It's a compound, and often compounds can exist in different people's use, between open (key switch), closed (keyswitch) and hyphenated (key-switch).
Generally compounds start out open or hyphenated (note also, in many people's use it might be open when used as a noun and hyphenated when used as a modifier, so someone who said "protected by a key switch" might say "key-switch protection") and if they're used a lot then more and more people will start using them closed and they'll "become a word".
But they can also co-exist in two forms for a long time, or even three (egg-beater, egg beater and eggbeater have been each going for some time).
So, if more than a handful of people are using a particular form, then it's reasonable to consider it a correct form, but not necessarily the correct form.

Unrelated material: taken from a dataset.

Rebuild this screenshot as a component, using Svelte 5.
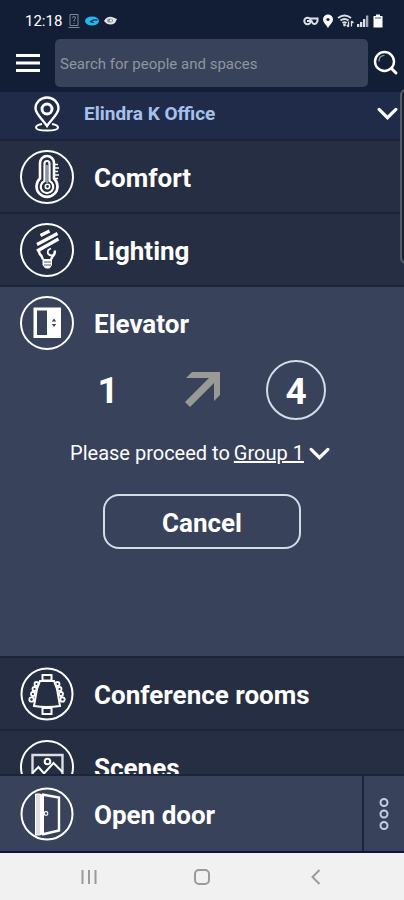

Your own question points out that both key switch and keyswitch are in use, and suggests that they're both in enough use that both could be considered correct.

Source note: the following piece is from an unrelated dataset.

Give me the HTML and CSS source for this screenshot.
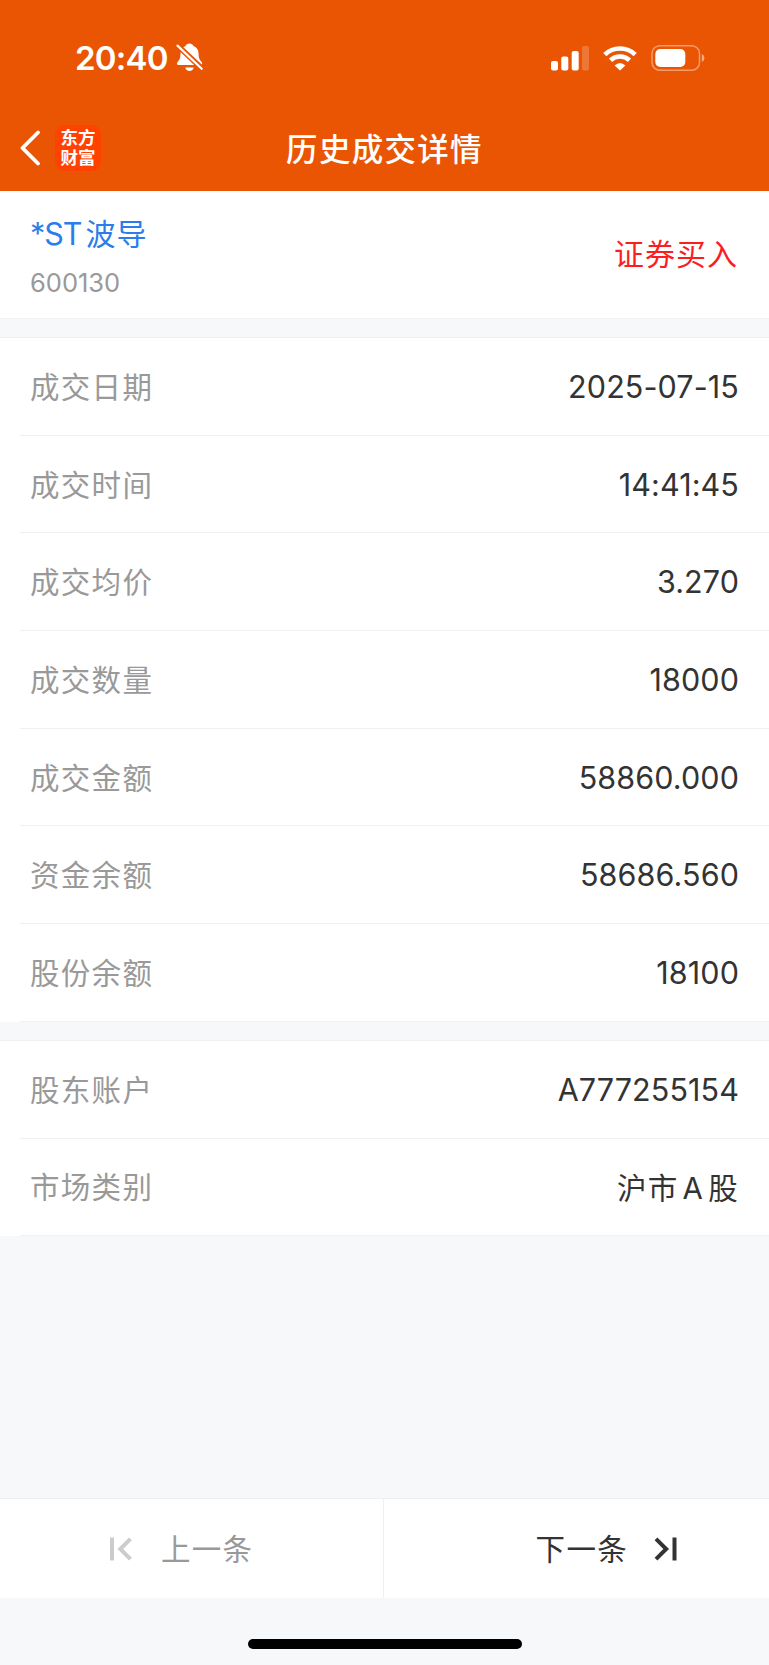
FILE: index.html
```
<!DOCTYPE html>
<html lang="zh-CN">
<head>
  <meta charset="UTF-8">
  <title>历史成交详情</title>
  <link rel="stylesheet" href="styles.css">
</head>
<body>

  <header class="header">
    <!-- Status bar -->
    <div class="status-bar">
      <span class="time">20:40</span>
      <svg class="bell" width="27" height="29" viewBox="0 0 27 29">
        <path fill="#fff" d="M13.500.5c-1.900 0-3.400 1-4 2.600C6.100 4.300 4.600 7.200 4.500 11c-.1 4-.8 5.500-2.800 7.800-1.200 1.500-1 3.200.9 3.200h21.800c2 0 2.200-1.700 1-3.200-2-2.300-2.700-3.800-2.800-7.800-.1-3.800-1.600-6.700-5.100-7.900C16.900 1.500 15.400.5 13.500.5z" />
        <path fill="#fff" d="M9.300 24.500h8.400c-.4 2.200-2 3.500-4.200 3.500s-3.800-1.300-4.200-3.500z" />
        <path stroke="#ea5504" stroke-width="5.500" d="M0 1L28 27.600" />
        <path stroke="#fff" stroke-width="2.200" stroke-linecap="round" d="M1.500 2.600L25.700 25.800" />
      </svg>
      <div class="status-icons">
        <svg class="signal" width="39" height="26" viewBox="0 0 39 26">
          <rect x="0" y="16" width="7" height="9.500" rx="2" />
          <rect x="10.300" y="11.500" width="7" height="14" rx="2" />
          <rect x="20.700" y="6" width="7" height="19.500" rx="2" />
          <rect x="31" y="1" width="7" height="24.500" rx="2" opacity=".2" />
        </svg>
        <svg class="wifi" width="34" height="26" viewBox="0 0 34 26">
          <g fill="none" stroke="#fff" stroke-width="4.600">
            <path d="M1.800 9.600A22 22 0 0 1 32.200 9.600" />
            <path d="M7.500 15.200A14 14 0 0 1 26.500 15.200" />
          </g>
          <path fill="#fff" d="M11.600 20.400Q17 15.400 22.400 20.400L17 25.600z" />
        </svg>
        <svg class="battery" width="54" height="28" viewBox="0 0 54 28">
          <rect x="1" y="1.700" width="47.500" height="24.600" rx="7.800" fill="none" stroke="#fff" stroke-width="1.500" opacity=".42" />
          <rect x="4.300" y="5" width="30" height="18" rx="5" fill="#fff" />
          <path d="M50.800 10v8c1.600-.7 2.600-2.200 2.600-4s-1-3.300-2.600-4z" fill="#fff" opacity=".5" />
        </svg>
      </div>
    </div>

    <!-- Title bar -->
    <div class="nav-bar">
      <div class="nav-left">
        <svg width="22" height="36" viewBox="0 0 22 36">
          <path fill="none" stroke="#fff" stroke-width="3.800" stroke-linecap="round" stroke-linejoin="round" d="M19 2.500L3.500 18L19 33.500" />
        </svg>
        <div class="logo">东方<br>财富</div>
      </div>
      <h1>历史成交详情</h1>
      <div class="nav-right"></div>
    </div>
  </header>

  <section class="stock">
    <div>
      <div class="stock-name">*ST<span class="cn">波导</span></div>
      <div class="stock-code">600130</div>
    </div>
    <div class="side">证券买入</div>
  </section>

  <section class="list">
    <div class="row"><span class="label">成交日期</span><span class="value">2025-07-15</span></div>
    <div class="row"><span class="label">成交时间</span><span class="value">14:41:45</span></div>
    <div class="row"><span class="label">成交均价</span><span class="value">3.270</span></div>
    <div class="row"><span class="label">成交数量</span><span class="value">18000</span></div>
    <div class="row"><span class="label">成交金额</span><span class="value">58860.000</span></div>
    <div class="row"><span class="label">资金余额</span><span class="value">58686.560</span></div>
    <div class="row"><span class="label">股份余额</span><span class="value">18100</span></div>
  </section>

  <section class="list">
    <div class="row"><span class="label">股东账户</span><span class="value">A777255154</span></div>
    <div class="row"><span class="label">市场类别</span><span class="value market">沪市<span class="latin">A</span>股</span></div>
  </section>

  <footer class="footer">
    <div class="pager">
      <div class="prev">
        <svg width="23" height="24" viewBox="0 0 23 24">
          <path fill="none" stroke="#ccc" stroke-width="4" d="M2 .5V23.500M20.500 1.800L10.300 12L20.500 22.200" />
        </svg>
        <span>上一条</span>
      </div>
      <div class="next">
        <span>下一条</span>
        <svg width="23" height="24" viewBox="0 0 23 24">
          <path fill="none" stroke="#333" stroke-width="4" d="M20.500 .5V23.500M2 1.800L12.200 12L2 22.200" />
        </svg>
      </div>
    </div>
    <div class="home-indicator"></div>
  </footer>

</body>
</html>
```

FILE: styles.css
```
* {
  box-sizing: border-box;
}

body {
  margin: 0;
  height: 1665px;
  display: flex;
  flex-direction: column;
  background: #f6f8fa;
  font-family: Inter, "Noto Sans CJK SC", sans-serif;
  color: #333;
}

/* header */
.header {
  height: 191px;
  background: #ea5504;
  color: #fff;
}

.status-bar {
  height: 105px;
  padding: 10px 64px 0 75px;
  display: flex;
  align-items: center;
}

.time {
  font-size: 33px;
  font-weight: 600;
  line-height: 40px;
  letter-spacing: -0.8px;
}

.bell {
  margin-left: 8px;
}

.status-icons {
  margin-left: auto;
  display: flex;
  align-items: center;
}

.signal {
  fill: #fff;
}

.wifi {
  margin: 0 14px 0 13px;
}

.nav-bar {
  height: 86px;
  display: flex;
  align-items: center;
  justify-content: space-between;
}

.nav-left, .nav-right {
  width: 120px;
}

.nav-left {
  padding-left: 19px;
  display: flex;
  align-items: center;
}

.logo {
  width: 46px;
  height: 46px;
  margin-left: 14px;
  padding-top: 2px;
  border-radius: 9px;
  background: #ff4200;
  text-align: center;
  font-family: "Noto Sans CJK SC", sans-serif;
  font-size: 17.5px;
  font-weight: bold;
  line-height: 19.5px;
}

h1 {
  margin: 0;
  padding-bottom: 3px;
  font-family: "Noto Sans CJK SC", sans-serif;
  font-size: 31.5px;
  font-weight: 500;
  letter-spacing: 1.3px;
}

/* stock */
.stock {
  height: 128px;
  padding: 2px 31px 0 30px;
  background: #fff;
  border-bottom: 1px solid #f0f1f3;
  display: flex;
  align-items: center;
  justify-content: space-between;
}

.stock-name {
  font-size: 30.5px;
  line-height: 46px;
  letter-spacing: -1px;
  color: #2b7de9;
}

.stock-code {
  margin-top: 8px;
  font-size: 25.5px;
  line-height: 36px;
  color: #999;
}

.cn {
  margin-left: 4px;
  font-size: 30px;
  letter-spacing: 1px;
}

.side {
  padding-bottom: 8px;
  font-size: 30px;
  letter-spacing: 1px;
  color: #fa1e1e;
}

/* detail rows */
.list {
  margin-top: 18px;
  padding-left: 20px;
  background: #fff;
  border-top: 1px solid #eeeff1;
}

.row {
  height: 97.7px;
  padding: 0 30px 0 10px;
  border-bottom: 1px solid #f0f1f2;
  display: flex;
  align-items: center;
  justify-content: space-between;
}

.label {
  padding-bottom: 3px;
  font-size: 29.5px;
  letter-spacing: 1.3px;
  color: #999;
}

.value {
  font-size: 30.5px;
  font-weight: 380;
  letter-spacing: 0.1px;
}

.market {
  padding-bottom: 2px;
  font-size: 29.5px;
  letter-spacing: 1.3px;
}

.latin {
  margin: 0 4px;
}

/* footer */
.footer {
  margin-top: auto;
  height: 167px;
}

.pager {
  height: 100px;
  background: #fff;
  border-top: 1px solid #eeeff1;
  display: flex;
  font-size: 29.5px;
  letter-spacing: 1.3px;
}

.prev, .next {
  display: flex;
  align-items: center;
}

.prev span, .next span {
  padding-bottom: 4px;
}

.prev {
  width: 384px;
  padding-left: 110px;
  gap: 28px;
  color: #999;
  border-right: 1px solid #eeeff1;
}

.next {
  flex: 1;
  justify-content: flex-end;
  padding-right: 92px;
  gap: 26px;
}

.home-indicator {
  width: 274px;
  height: 10px;
  margin: 41px auto 0;
  border-radius: 5px;
  background: #000;
}
```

We can try some surveying, though I hasten to add that there are a lot of caveats with this source:
This shows key-switch not being used a lot, and we can imagine that it actually overestimates the number due to what I mentioned above about people hyphenating some open compounds when they are modifiers.
It shows key switch being much more commonly used than keyswitch.
This is also quite likely overestimating keyswitch here because keyswitch is also used for a type of switch that is used to make keyboards. The fact that this sort of keyboard design is less common now and keyswitch has declined toward the end of the 1990s backs this theory up.
It may though also overestimate key switch too, because the combination could occur in wider phrases with different meanings. So we aren't conclusive yet.
So we look through results for both term and see which are more often in use. Again while we find keyswitch and key switch both in use for this sort of term, we find the latter considerably more often than the former (discounting other uses of either). Not a massive survey of the language, but enough to be reasonably confident key switch is definitely getting considerable use here.
And as such we can conclude that key switch is much more often used than keyswitch in this context.
It's enough to give us confidence that key switch is certainly correct. Whether we can conclude that keyswitch is incorrect or also correct but less popular requires both more dependable data than this and a consensus on when an English word can be considered "correct" that we are never going to see.
But we can conclude that unless you really, really just like keyswitch better, it might be a good idea to use key switch but not complain about anyone who uses keyswitch either.